Generations of Irish writers found they couldn’t go back, and since they were cut off from something foundational they couldn’t go forward either. O’Neill’s characters drink and drug but they can’t console themselves.
“I’ve come to the conclusion that we should write new stories,” Hynes explains. “So, that’s what we’re in the process of doing now, we’re pursuing the resources here in America, both artistic and financial, to commission a series of new plays from writers.
“The thing that’s important about it is that it’s not something we want to go home to Ireland and make it in Ireland and then present it to America and say, here’s a little gift. That’s not going to be our approach. We want to make it in both cities.”
The work that Druid offers is celebrated worldwide, but it’s time to acknowledge that it requires support.

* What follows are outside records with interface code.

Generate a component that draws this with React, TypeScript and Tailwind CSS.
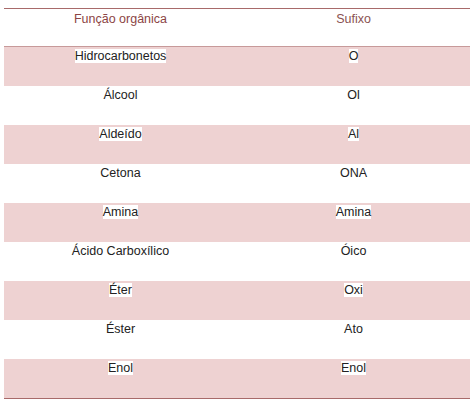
const rows = [
  ['Hidrocarbonetos', 'O'],
  ['Álcool', 'Ol'],
  ['Aldeído', 'Al'],
  ['Cetona', 'ONA'],
  ['Amina', 'Amina'],
  ['Ácido Carboxílico', 'Óico'],
  ['Éter', 'Oxi'],
  ['Éster', 'Ato'],
  ['Enol', 'Enol'],
];

export default function App() {
  return (
    <div className="w-[474px] h-[406px] bg-white pt-2 px-1 font-['Liberation_Sans',Arial,sans-serif] text-[12.5px] leading-[17px] text-[#222]">
      <div className="border-t border-b border-[#a86a6a]">
        {/* Header */}
        <div className="grid grid-cols-2 h-[38px] pt-[2px] text-center text-[#8c4545] border-b border-[#c79a9a]">
          <div>Função orgânica</div>
          <div className="text-[#8a5252]">Sufixo</div>
        </div>
        {rows.map(([fn, suf], i) => {
          const pink = i % 2 === 0;
          return (
            <div
              key={fn}
              className={`grid grid-cols-2 h-[39px] pt-[1px] text-center ${pink ? 'bg-[#eed2d2]' : 'bg-white'}`}
            >
              <div>
                <span className="bg-white">{fn}</span>
              </div>
              <div>
                <span className="bg-white">{suf}</span>
              </div>
            </div>
          );
        })}
      </div>
    </div>
  );
}
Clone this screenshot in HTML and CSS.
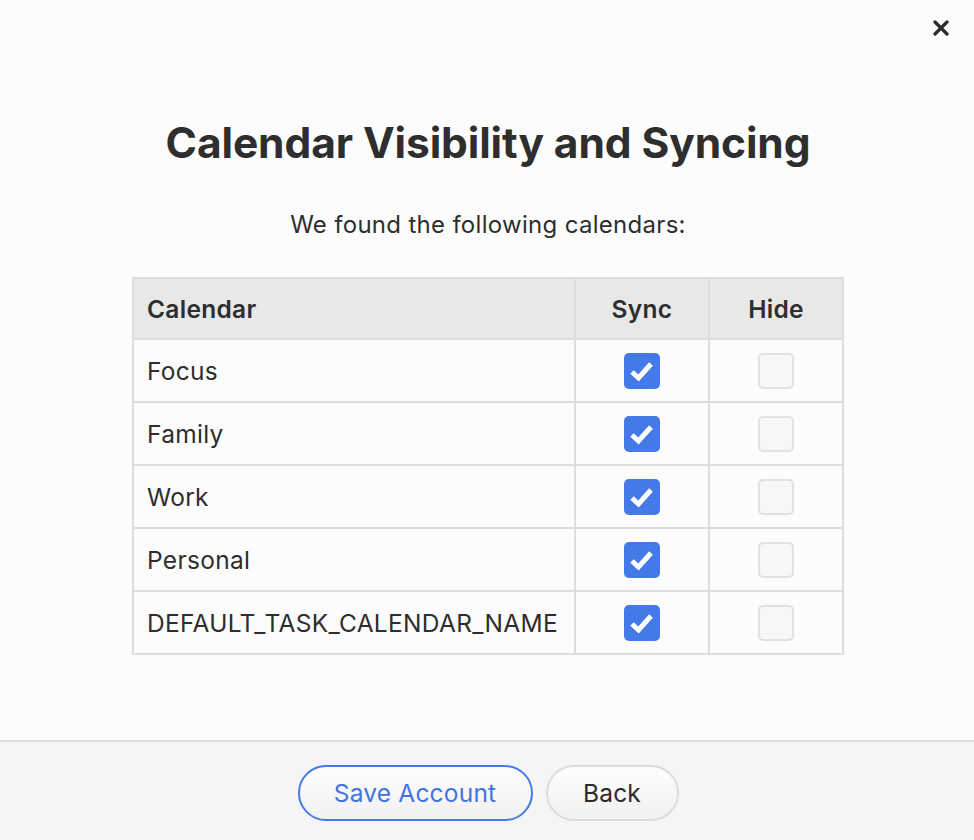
FILE: index.html
```html
<!DOCTYPE html>
<html lang="en">
  <head>
    <meta charset="utf-8">
    <title>Calendar Visibility and Syncing</title>
    <link rel="stylesheet" href="styles.css">
  </head>
  <body>
    <div class="page">
      <button class="close" aria-label="Close">
        <svg width="16" height="16" viewBox="0 0 16 16">
          <path d="M2 2 L14 14 M14 2 L2 14" stroke="#2b2b2b" stroke-width="3.2" stroke-linecap="round"/>
        </svg>
      </button>

      <div class="content">
        <h1>Calendar Visibility and Syncing</h1>
        <p class="lead">We found the following calendars:</p>

        <table class="calendars">
          <tr>
            <th class="name">Calendar</th>
            <th class="check">Sync</th>
            <th class="check">Hide</th>
          </tr>
          <tr>
            <td>Focus</td>
            <td class="check"><span class="box on"></span></td>
            <td class="check"><span class="box"></span></td>
          </tr>
          <tr>
            <td>Family</td>
            <td class="check"><span class="box on"></span></td>
            <td class="check"><span class="box"></span></td>
          </tr>
          <tr>
            <td>Work</td>
            <td class="check"><span class="box on"></span></td>
            <td class="check"><span class="box"></span></td>
          </tr>
          <tr>
            <td>Personal</td>
            <td class="check"><span class="box on"></span></td>
            <td class="check"><span class="box"></span></td>
          </tr>
          <tr>
            <td>DEFAULT_TASK_CALENDAR_NAME</td>
            <td class="check"><span class="box on"></span></td>
            <td class="check"><span class="box"></span></td>
          </tr>
        </table>
      </div>

      <div class="footer">
        <button class="btn primary">Save Account</button>
        <button class="btn">Back</button>
      </div>
    </div>
  </body>
</html>
```

FILE: styles.css
```css
* {
  box-sizing: border-box;
}

body {
  margin: 0;
  background: #fcfcfc;
  color: #2e2e2e;
  font-family: Inter, "Noto Sans", sans-serif;
}

.page {
  position: relative;
  height: 840px;
  display: flex;
  flex-direction: column;
}

/* close button in the corner */
.close {
  position: absolute;
  top: 20px;
  right: 25px;
  border: 0;
  background: none;
  padding: 0;
  width: 16px;
  height: 16px;
}

.content {
  flex: 1;
  display: flex;
  flex-direction: column;
  align-items: center;
  padding-top: 116px;
  padding-left: 2px;
}

h1 {
  margin: 0;
  font-size: 42.5px;
  font-weight: 700;
  letter-spacing: -0.1px;
  line-height: 54px;
}

.lead {
  margin: 40px 0 0;
  font-size: 24px;
  letter-spacing: 0.3px;
  line-height: 30px;
}

.calendars {
  margin-top: 37px;
  width: 712px;
  border-collapse: collapse;
  font-size: 24.5px;
  letter-spacing: 0.3px;
}

.calendars th,
.calendars td {
  border: 2px solid #dddddd;
  height: 63px;
  padding: 0 13px;
  text-align: left;
}

.calendars th {
  background: #e8e8e8;
  font-weight: 600;
  height: 61px;
}

.calendars .check {
  width: 134px;
  text-align: center;
  padding: 0;
}

.box {
  display: inline-block;
  vertical-align: middle;
  width: 36px;
  height: 36px;
  border-radius: 5px;
  background: #f7f7f7;
  border: 2px solid #e2e2e2;
}

.box.on {
  background: #4479e8 url("data:image/svg+xml;utf8,<svg xmlns='http://www.w3.org/2000/svg' viewBox='0 0 36 36'><path d='M8 19 L14.5 25 L27 11' fill='none' stroke='white' stroke-width='5'/></svg>") center / 36px 36px no-repeat;
  border: 0;
}

/* footer with the two pill buttons */
.footer {
  height: 100px;
  border-top: 2px solid #dddddd;
  background: #f5f5f5;
  display: flex;
  justify-content: center;
  align-items: center;
  gap: 13px;
  padding-left: 2px;
  padding-top: 4px;
}

.btn {
  height: 56px;
  border-radius: 28px;
  border: 2px solid #dcdcdc;
  background: linear-gradient(#fdfdfd, #f1f1f1);
  font-family: Inter, "Noto Sans", sans-serif;
  font-size: 24.5px;
  letter-spacing: 0.2px;
  color: #2b2b2b;
  padding: 0;
  white-space: nowrap;
  width: 133px;
}

.btn.primary {
  border-color: #4479e8;
  color: #3f74e2;
  width: 235px;
}
```
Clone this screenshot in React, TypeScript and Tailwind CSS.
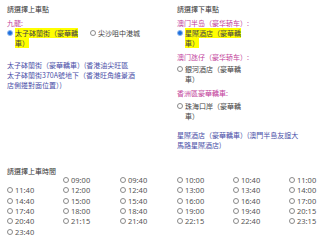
const cjk = { fontFamily: '"Noto Sans CJK TC", "Noto Sans CJK SC", sans-serif' };

function Radio({ checked = false }: { checked?: boolean }) {
  return checked ? (
    <span className="w-[6px] h-[6px] shrink-0 rounded-full bg-[#1d6fdc] border border-[#8fb8ef]" />
  ) : (
    <span className="w-[6px] h-[6px] shrink-0 rounded-full border border-[#8a8a8a] bg-white" />
  );
}

function Option({
  lines,
  checked,
  className = "",
}: {
  lines: string[];
  checked?: boolean;
  className?: string;
}) {
  return (
    <div className={`flex items-start gap-[2px] ${className}`}>
      <span className="h-[10px] flex items-center">
        <Radio checked={checked} />
      </span>
      <span className="text-[7px] leading-[10px] text-[#444] whitespace-nowrap">
        {lines.map((l, i) => (
          <span key={i} className="block">
            <span className={checked ? "bg-[#ffff00]" : ""}>{l}</span>
          </span>
        ))}
      </span>
    </div>
  );
}

function Label({ text, className = "" }: { text: string; className?: string }) {
  return (
    <div className={`text-[7px] leading-[10px] text-[#c2419b] whitespace-nowrap ${className}`}>
      {text}
    </div>
  );
}

function Address({ lines, className = "" }: { lines: string[]; className?: string }) {
  return (
    <div className={`text-[7px] leading-[10px] text-[#4a4fa8] whitespace-nowrap ${className}`}>
      {lines.map((l, i) => (
        <div key={i}>{l}</div>
      ))}
    </div>
  );
}

const times = [
  "", "09:00", "09:40", "10:00", "10:40", "11:00",
  "11:40", "12:00", "12:40", "13:00", "13:40", "14:00",
  "14:40", "15:00", "15:40", "16:00", "16:40", "17:00",
  "17:40", "18:00", "18:40", "19:00", "19:40", "20:15",
  "20:40", "21:15", "21:40", "22:15", "22:40", "23:15",
  "23:40",
];

export default function App() {
  return (
    <div className="w-[320px] h-[241px] bg-white overflow-hidden pl-[7px]" style={cjk}>
      <div className="flex pt-[4px]">
        {/* pick-up */}
        <div className="w-[170px] shrink-0">
          <div className="text-[7px] leading-[10px] text-[#333]">請選擇上車點</div>
          <Label text="九龍:" className="mt-[4px]" />
          <div className="flex">
            <Option checked lines={["太子砵蘭街（豪華轎", "車）"]} className="w-[83px]" />
            <Option lines={["尖沙咀中港城"]} />
          </div>
          <Address
            className="mt-[12px]"
            lines={[
              "太子砵蘭街（豪華轎車）(香港油尖旺區",
              "太子砵蘭街370A號地下（香港旺角維景酒",
              "店側邊對面位置）)",
            ]}
          />
        </div>

        {/* drop-off */}
        <div className="flex-1">
          <div className="text-[7px] leading-[10px] text-[#333]">請選擇下車點</div>
          <Label text="澳门半岛（豪华轿车）:" className="mt-[4px]" />
          <Option checked lines={["星際酒店（豪華轎", "車）"]} />
          <Label text="澳门氹仔（豪华轿车）:" className="mt-[4px]" />
          <Option lines={["銀河酒店（豪華轎", "車）"]} className="mt-[2px]" />
          <Label text="香洲區豪華轎車:" className="mt-[4px]" />
          <Option lines={["珠海口岸（豪華轎", "車）"]} className="mt-[3px]" />
          <Address
            className="mt-[9px]"
            lines={["星際酒店（豪華轎車）(澳門半島友誼大", "馬路星際酒店)"]}
          />
        </div>
      </div>

      <div className="mt-[16px] text-[7px] leading-[10px] text-[#333]">請選擇上車時間</div>
      <div
        className="grid grid-cols-[56px_57px_57px_56px_56px_30px] mt-[-1px]"
        style={{ fontFamily: '"Noto Sans", sans-serif' }}
      >
        {times.map((t, i) => (
          <div key={i} className="h-[10.3px] flex items-center gap-[2px]">
            {t && (
              <>
                <Radio />
                <span className="text-[7.5px] leading-[10px] text-[#555]">{t}</span>
              </>
            )}
          </div>
        ))}
      </div>
    </div>
  );
}
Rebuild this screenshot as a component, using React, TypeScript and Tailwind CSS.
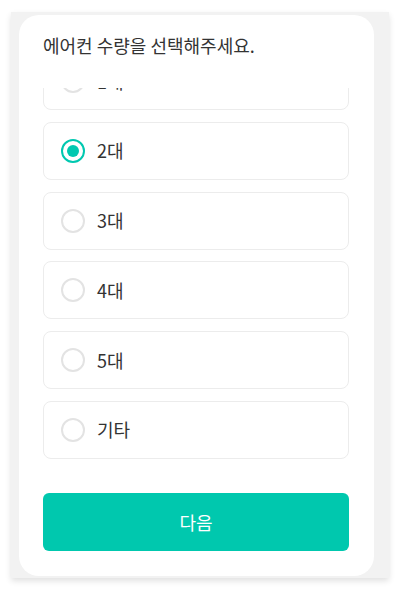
import React, { useState } from 'react';

const options = ['1대', '2대', '3대', '4대', '5대', '기타'];

const Radio: React.FC<{ checked: boolean }> = ({ checked }) => (
  <span
    className={`flex h-[24px] w-[24px] shrink-0 items-center justify-center rounded-full border-2 ${
      checked ? 'border-[#00c8b0]' : 'border-[#e3e3e3]'
    }`}
  >
    {checked && <span className="h-[12px] w-[12px] rounded-full bg-[#00c8b0]" />}
  </span>
);

export default function App() {
  const [selected, setSelected] = useState('2대');

  return (
    <div
      className="h-[589px] w-[400px] bg-white pl-[11px] pt-[12px]"
      style={{ fontFamily: '"Noto Sans CJK KR", "Noto Sans", sans-serif' }}
    >
      <div className="h-[566px] w-[378px] bg-[#f2f2f2] pl-[8px] pt-[3px] shadow-[0_3px_6px_rgba(0,0,0,0.12)]">
        <div className="flex h-[561px] w-[355px] flex-col rounded-[20px] bg-white pl-[24px] pr-[25px]">
          <h1 className="pt-[18px] text-[18px] leading-[25px] font-normal text-[#333]">
            에어컨 수량을 선택해주세요.
          </h1>

          <div className="mt-[30px] h-[373px] overflow-hidden">
            <div className="-mt-[36px] flex flex-col gap-[11.75px]">
              {options.map(opt => (
                <button
                  key={opt}
                  type="button"
                  onClick={() => setSelected(opt)}
                  className="flex h-[58px] items-center gap-[12px] rounded-[8px] border border-[#ececec] bg-white pl-[17px] text-left"
                >
                  <Radio checked={selected === opt} />
                  <span className="text-[18px] text-[#333]">{opt}</span>
                </button>
              ))}
            </div>
          </div>

          <button
            type="button"
            className="mt-[32px] h-[58px] w-full rounded-[6px] bg-[#00c8ae] text-[18px] text-white"
          >
            다음
          </button>
        </div>
      </div>
    </div>
  );
}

“I’m going to be very personal here,” Hynes says. “I grew up and went to university in the late 1960s and early ‘70s. Because I have a historical instinct growing up I used to marvel at the fact that I was born eight years after the Second World War ended. And I grew up thinking that the liberal values and the education that I valued were safe forever. Everything was only going to get better incrementally.
“Which it has in terms of my life. And now, all of a sudden, at the last possible moment everything is up for grabs again.”
For Hynes art and theater are ballast against collapse, fracture, and fascism. Between Brexit and terrorism and Donald Trump, art can show us the way forward.
“I think we might have gotten lazy. We might have thought all right-thinking people are moving in step in the right direction. Then all of a sudden, we find ourselves where we are,” Hynes says.
“I think it’s hard not to think we’re going to have to be very responsible in the next four or five years.”
For theater makers and all those who support their mission, it’s time to support Druid as if our lives depended on it. Because in times of crisis and collapse, the theater’s near sacred mission to help us see ourselves clearly and find a path forward is at its most vital. With help from Irish American supporters, the celebrated company will prove its greatest works are all still ahead.